++++ Dataset entries

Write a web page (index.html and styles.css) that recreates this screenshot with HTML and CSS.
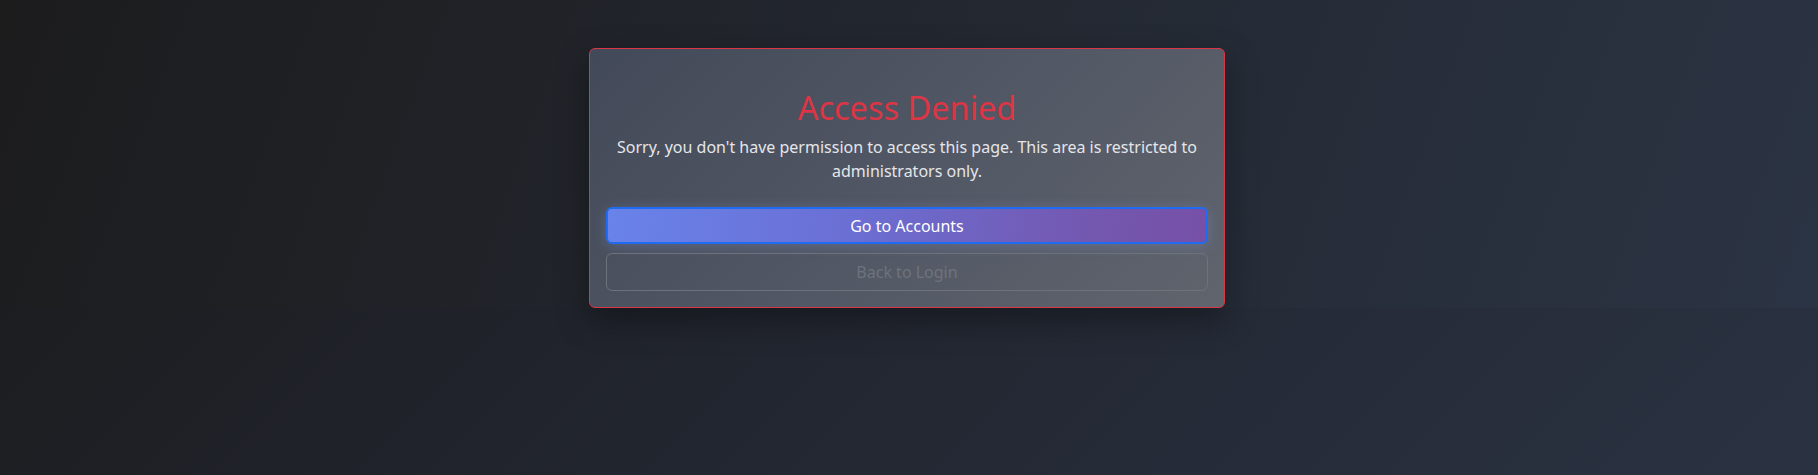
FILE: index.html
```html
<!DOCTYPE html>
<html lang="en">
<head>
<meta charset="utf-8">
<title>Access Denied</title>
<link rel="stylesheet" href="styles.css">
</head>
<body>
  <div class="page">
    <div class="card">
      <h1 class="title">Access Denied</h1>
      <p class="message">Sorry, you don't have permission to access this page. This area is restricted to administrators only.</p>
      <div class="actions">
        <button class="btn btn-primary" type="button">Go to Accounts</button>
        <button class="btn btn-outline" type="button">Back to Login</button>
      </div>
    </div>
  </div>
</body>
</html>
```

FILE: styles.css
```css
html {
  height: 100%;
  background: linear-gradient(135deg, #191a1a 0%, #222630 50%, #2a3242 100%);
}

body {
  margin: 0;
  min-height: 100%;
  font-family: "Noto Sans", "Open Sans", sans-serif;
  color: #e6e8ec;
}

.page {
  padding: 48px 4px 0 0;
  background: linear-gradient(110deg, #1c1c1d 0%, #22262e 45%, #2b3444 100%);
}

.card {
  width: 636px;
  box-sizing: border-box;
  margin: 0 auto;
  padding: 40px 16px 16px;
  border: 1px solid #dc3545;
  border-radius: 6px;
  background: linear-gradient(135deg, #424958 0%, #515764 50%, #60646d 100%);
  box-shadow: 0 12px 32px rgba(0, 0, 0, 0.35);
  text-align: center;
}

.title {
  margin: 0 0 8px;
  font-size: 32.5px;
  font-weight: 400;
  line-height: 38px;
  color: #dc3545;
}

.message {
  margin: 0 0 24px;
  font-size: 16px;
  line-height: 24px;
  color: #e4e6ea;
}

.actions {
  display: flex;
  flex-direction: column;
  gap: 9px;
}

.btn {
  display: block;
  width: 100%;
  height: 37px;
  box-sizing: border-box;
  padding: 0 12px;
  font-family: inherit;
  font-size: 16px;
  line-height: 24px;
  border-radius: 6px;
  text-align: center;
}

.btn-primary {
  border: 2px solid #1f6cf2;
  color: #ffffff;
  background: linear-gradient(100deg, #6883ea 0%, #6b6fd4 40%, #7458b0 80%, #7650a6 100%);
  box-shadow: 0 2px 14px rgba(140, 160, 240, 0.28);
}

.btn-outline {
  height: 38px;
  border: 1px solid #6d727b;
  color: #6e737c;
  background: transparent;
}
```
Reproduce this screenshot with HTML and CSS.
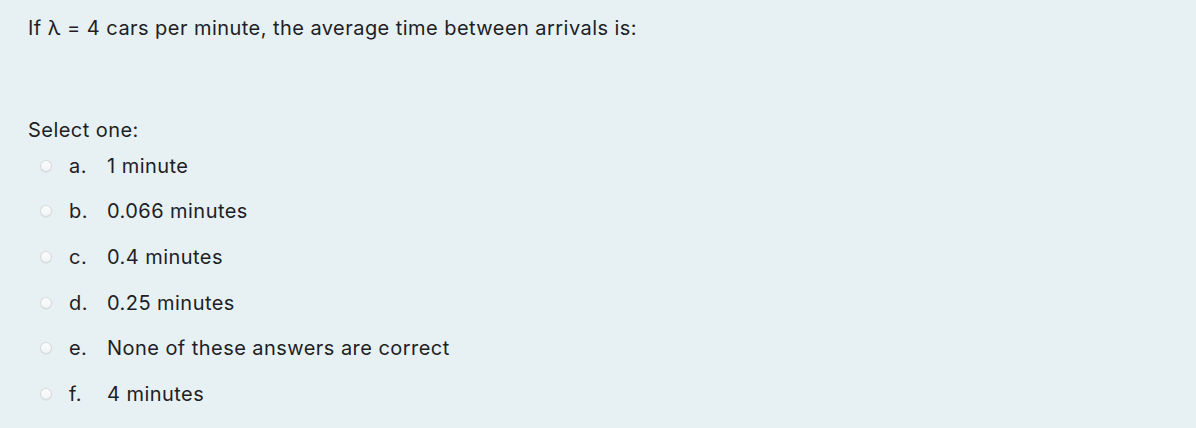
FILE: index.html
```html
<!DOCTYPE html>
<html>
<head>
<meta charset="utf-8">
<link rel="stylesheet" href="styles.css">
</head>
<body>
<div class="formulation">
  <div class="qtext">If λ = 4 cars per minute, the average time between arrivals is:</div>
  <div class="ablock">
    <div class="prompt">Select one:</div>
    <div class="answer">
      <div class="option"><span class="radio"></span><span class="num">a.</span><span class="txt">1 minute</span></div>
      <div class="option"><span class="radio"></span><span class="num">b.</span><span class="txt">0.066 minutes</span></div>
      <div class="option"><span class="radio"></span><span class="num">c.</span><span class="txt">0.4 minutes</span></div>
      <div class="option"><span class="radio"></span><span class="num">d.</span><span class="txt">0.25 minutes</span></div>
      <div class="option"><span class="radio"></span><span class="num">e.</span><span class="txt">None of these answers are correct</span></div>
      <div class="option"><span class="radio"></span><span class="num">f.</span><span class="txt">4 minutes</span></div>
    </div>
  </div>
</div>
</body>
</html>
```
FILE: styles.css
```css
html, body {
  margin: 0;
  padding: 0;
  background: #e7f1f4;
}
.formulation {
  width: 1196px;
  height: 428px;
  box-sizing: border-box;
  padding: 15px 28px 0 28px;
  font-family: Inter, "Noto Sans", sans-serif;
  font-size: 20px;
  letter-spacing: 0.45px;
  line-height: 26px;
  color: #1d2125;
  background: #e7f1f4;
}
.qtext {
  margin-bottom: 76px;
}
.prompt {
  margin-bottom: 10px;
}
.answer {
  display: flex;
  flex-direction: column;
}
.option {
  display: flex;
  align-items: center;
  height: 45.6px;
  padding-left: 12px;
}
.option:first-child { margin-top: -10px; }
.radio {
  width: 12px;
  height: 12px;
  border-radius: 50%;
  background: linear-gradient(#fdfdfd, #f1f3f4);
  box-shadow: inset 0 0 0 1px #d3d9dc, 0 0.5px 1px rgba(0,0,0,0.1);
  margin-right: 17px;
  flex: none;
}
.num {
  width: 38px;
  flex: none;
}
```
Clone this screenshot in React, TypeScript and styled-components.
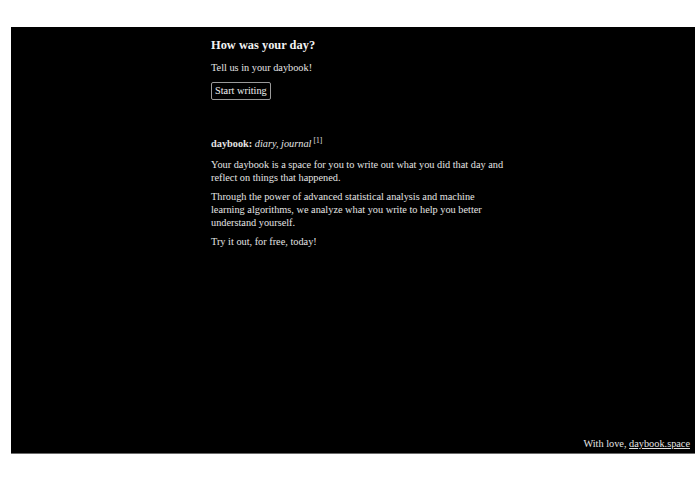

++++++++

*Exercise goal*. Pull out all lines from the entries above in which the word "screenshot" appears.

*Output for this task*.
Write a web page (index.html and styles.css) that recreates this screenshot with HTML and CSS.
Reproduce this screenshot with HTML and CSS.
Clone this screenshot in React, TypeScript and styled-components.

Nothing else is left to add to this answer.